**What the task asks**
Lines containing the word "Output" are to be located and copied.

**Records**
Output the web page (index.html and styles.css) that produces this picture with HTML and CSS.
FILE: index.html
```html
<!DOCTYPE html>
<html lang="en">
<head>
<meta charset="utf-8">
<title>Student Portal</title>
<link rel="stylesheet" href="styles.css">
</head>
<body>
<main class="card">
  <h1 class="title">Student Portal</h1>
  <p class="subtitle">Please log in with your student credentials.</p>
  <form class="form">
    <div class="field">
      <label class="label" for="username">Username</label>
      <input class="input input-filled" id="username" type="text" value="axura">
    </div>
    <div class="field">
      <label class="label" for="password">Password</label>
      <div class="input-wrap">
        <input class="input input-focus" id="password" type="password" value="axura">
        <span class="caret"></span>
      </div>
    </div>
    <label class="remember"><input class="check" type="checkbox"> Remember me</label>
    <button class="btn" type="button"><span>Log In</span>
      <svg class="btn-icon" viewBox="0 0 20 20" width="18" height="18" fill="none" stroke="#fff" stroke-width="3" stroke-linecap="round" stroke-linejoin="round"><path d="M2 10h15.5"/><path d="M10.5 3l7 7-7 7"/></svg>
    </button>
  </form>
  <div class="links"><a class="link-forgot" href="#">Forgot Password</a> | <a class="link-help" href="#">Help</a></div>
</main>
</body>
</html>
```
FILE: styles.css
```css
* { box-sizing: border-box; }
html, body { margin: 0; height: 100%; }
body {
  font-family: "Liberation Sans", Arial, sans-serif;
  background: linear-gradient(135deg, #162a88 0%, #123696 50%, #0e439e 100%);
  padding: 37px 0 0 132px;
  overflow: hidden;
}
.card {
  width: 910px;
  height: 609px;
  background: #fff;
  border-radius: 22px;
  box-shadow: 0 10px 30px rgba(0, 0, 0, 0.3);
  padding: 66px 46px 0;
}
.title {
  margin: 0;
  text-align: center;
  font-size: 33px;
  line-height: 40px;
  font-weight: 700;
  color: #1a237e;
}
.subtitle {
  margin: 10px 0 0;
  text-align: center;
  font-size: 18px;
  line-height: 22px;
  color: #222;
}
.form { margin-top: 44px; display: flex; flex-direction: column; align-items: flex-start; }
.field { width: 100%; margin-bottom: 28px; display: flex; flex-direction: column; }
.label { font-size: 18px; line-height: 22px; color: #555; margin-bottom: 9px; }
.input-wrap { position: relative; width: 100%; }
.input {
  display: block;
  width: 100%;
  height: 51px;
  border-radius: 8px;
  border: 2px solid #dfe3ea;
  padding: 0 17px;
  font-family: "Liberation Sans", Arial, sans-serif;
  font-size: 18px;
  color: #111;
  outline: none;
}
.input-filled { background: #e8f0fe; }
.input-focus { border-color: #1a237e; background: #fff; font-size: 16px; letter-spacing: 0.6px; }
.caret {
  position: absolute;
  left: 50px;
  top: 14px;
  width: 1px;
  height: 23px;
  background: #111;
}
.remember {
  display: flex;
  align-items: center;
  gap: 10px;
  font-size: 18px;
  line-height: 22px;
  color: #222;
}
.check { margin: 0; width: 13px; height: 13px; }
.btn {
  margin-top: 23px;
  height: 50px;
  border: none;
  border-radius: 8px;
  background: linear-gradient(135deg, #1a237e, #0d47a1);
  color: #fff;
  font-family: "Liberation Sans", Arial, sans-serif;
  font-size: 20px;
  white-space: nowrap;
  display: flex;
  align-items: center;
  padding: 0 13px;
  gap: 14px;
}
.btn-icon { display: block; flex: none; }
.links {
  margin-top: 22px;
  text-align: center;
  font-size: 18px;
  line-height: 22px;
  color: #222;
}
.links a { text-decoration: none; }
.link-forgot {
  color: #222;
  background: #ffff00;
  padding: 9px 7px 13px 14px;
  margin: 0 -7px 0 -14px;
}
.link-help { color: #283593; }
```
...
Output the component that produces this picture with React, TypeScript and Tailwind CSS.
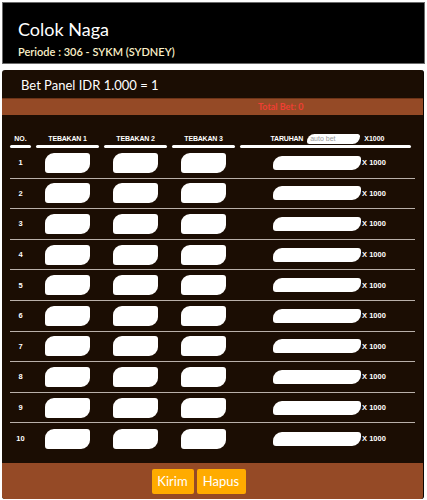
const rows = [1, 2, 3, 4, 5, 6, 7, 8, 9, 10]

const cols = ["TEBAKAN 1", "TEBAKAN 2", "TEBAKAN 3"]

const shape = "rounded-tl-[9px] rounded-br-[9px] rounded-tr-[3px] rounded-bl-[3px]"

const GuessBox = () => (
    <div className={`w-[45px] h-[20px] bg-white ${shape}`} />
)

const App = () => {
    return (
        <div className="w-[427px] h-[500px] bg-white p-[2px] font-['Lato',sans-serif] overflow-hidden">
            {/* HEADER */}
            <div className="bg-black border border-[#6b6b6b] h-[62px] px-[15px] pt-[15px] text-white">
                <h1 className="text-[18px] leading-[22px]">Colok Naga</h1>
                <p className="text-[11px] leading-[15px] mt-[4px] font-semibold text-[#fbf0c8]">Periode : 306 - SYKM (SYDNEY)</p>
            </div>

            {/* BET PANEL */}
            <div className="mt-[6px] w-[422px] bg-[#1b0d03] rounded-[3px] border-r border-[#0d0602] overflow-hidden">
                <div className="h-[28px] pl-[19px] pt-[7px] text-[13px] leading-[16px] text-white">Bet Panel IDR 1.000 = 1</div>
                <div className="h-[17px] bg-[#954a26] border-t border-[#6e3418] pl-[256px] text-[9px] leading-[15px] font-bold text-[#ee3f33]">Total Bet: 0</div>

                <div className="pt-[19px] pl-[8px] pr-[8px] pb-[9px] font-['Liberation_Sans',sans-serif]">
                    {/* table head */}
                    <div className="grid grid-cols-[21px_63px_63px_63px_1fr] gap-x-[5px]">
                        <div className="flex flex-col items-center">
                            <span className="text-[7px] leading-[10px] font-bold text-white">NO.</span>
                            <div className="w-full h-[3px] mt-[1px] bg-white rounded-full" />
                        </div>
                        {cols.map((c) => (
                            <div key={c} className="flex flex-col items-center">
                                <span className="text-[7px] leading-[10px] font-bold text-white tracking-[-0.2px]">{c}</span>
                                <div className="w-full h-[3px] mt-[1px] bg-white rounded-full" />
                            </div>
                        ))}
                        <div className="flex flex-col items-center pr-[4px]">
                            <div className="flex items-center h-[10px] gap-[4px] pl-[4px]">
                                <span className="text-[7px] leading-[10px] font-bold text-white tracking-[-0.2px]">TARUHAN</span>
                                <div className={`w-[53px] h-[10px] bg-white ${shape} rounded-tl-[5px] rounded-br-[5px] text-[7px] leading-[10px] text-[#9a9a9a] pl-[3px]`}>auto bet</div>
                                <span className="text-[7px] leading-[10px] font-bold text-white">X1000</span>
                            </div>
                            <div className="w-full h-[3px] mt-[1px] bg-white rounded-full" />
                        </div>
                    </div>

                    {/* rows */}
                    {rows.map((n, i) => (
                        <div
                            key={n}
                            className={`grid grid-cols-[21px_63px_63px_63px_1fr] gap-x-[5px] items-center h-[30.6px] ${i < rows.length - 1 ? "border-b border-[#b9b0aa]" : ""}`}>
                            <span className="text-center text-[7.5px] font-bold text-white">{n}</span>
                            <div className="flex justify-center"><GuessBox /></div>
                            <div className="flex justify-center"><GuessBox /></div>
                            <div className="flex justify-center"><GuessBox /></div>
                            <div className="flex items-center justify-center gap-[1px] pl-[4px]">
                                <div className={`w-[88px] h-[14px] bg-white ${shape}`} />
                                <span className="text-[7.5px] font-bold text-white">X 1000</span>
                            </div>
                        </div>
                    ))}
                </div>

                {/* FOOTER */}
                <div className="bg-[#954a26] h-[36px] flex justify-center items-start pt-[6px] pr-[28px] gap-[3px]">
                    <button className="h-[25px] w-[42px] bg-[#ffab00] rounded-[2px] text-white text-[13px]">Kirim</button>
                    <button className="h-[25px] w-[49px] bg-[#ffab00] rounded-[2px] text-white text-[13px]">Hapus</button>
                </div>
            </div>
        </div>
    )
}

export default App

**The solution**
Output the web page (index.html and styles.css) that produces this picture with HTML and CSS.
Output the component that produces this picture with React, TypeScript and Tailwind CSS.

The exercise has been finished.